His nudes certainly have more in common with 17th-century Spanish still life than they do with Titian — particularly the vegetables on strings of Juan Sanchez Cotan, who similarly based his compositions on mathematics and geometry. Uglow was said by his detractors to be unfeeling towards his models ('when I'm painting I'm not interested in the model's problems ... I'm not trying to paint crucifixes'); he made them cut their hair, was furious if they got sunburnt, and enforced excruciating poses of such 'brazen unnaturalness' that some fell by the wayside, leaving paintings unfinished.
This fascinating and illuminating account of Euan Uglow's work has many insights to offer on the curious relationship or psychological contract between artist and model: 'a sustained working relationship between two adults that is tense, reciprocal, confrontational as much as carnal', as Richard Kendall puts it in his always interesting and admirably lucid introductory essay.

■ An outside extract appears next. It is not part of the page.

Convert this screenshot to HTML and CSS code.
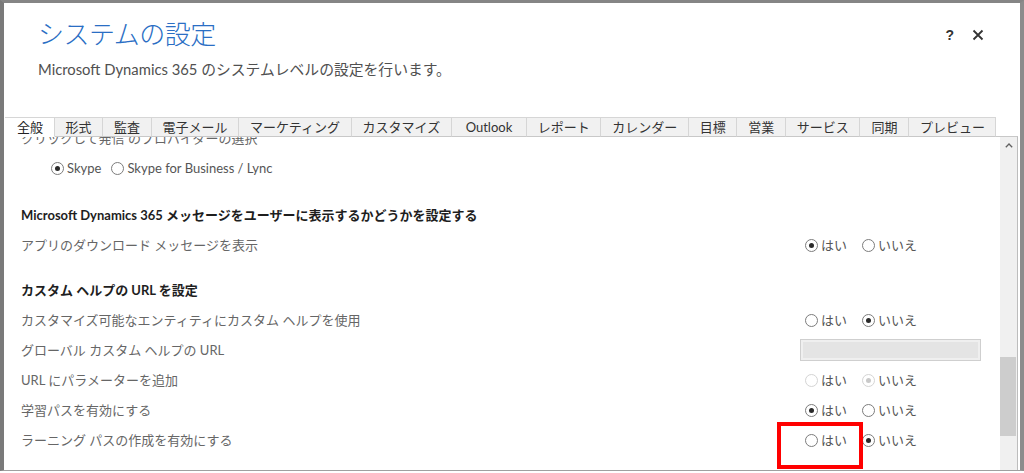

In Uglow's case many were, or became, lovers and friends, though he claimed he 'used to have a law about having nothing to do with the girl till I finished the picture, all the sex went into the painting. I'm serious about that.' Most models were proud of their partnership in the creation of a work of art — and their accounts, quoted here in the notes attached to the illustrations of every traceable work (apart from drawings, juvenilia and Christmas cards, of which a selection only is included), show they took a serious and observant interest in the process.

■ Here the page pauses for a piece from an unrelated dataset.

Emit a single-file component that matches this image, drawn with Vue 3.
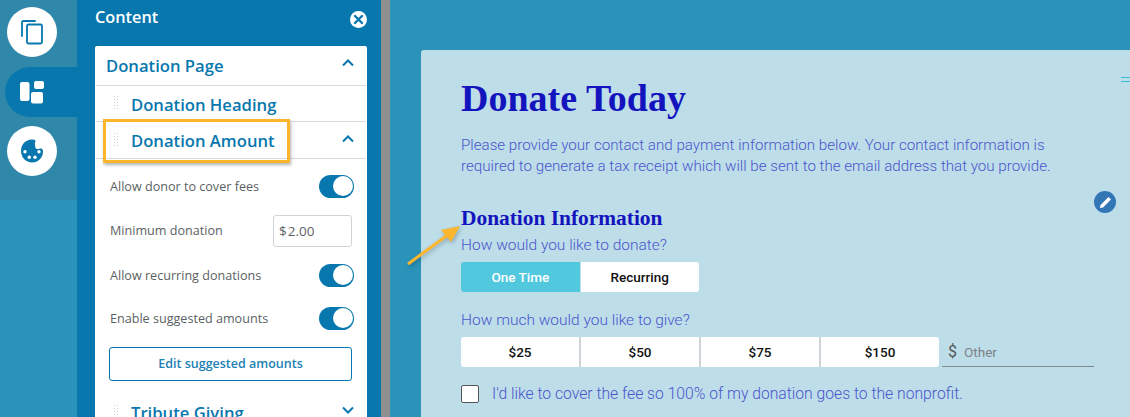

The paradoxical thing about Uglow's work is that all that scrupulous correctness, that punctilious recording of appearances, what William Coldstream (from whom he inherited the measuring method) called the search for 'irrefutable data', should have led to some sort of photographic, illusionistic realism, but it didn't. Gradations of tone, for instance, following the curve of a thigh, meticulously registered, are set down as a delicately faceted surface, not run together to give an illusion of smooth flesh. Uglow is fundamentally a conceptual painter, an idea behind every painting, though we tend perhaps to expect too great a separation between intellect and emotion. (Kenneth Clark rather surprisingly wrote, 'I cannot distinguish between thought and feeling.') As Uglow said, 'the idea of kissing a girl could be the starting point of a painting', or just the marvel of a particular colour. He also said that painting a pineapple would be `to paint a natural logarithm'. Catherine Lampert writes that he 'was all the time correcting reality when, if left alone, it threatened to produce an ugly or disturbing form on a flat surface'. He created `set-ups' like miniature stagesets or shrines for still lifes and nudes alike, made hats and necklaces, modified clothes as necessary in 'imperious acts of seeing and arranging'.
A catalogue raisonne may sound daunting, but this is anything but a dry book. It displays the variety of Uglow's output: holiday landscapes, holiday nudes, small rough pictures, a handful of 'autobiographical' ones, which reveal unexpected sides to the tortured perfectionist we are more familiar with. There being no previous monographs it draws on a variety of primary sources (including the artist's own words 'extracted under protest and often blunt in delivery') and the two essays cover every aspect of Uglow's artistic development and practice.
John Berger described an early work of Uglow's as 'a fine painting but 50 years out of date'. Uglow's great achievement is to have triumphed over such judgments using traditional techniques and subject matter; 'a true descendant of Chardin' in David Sylvester's words, 'but madder in conception and more violent in execution'. Although it does not aspire to be an autobiography, this book allows us to piece together scraps of information, as we do in real life, to form the impression of a man of great warmth and integrity that is a great deal more vivid and intimate than that achieved by most biographies. As for cold, Sylvester also wrote that in Uglow's paintings 'the play of light becomes an objective correlative of desire'.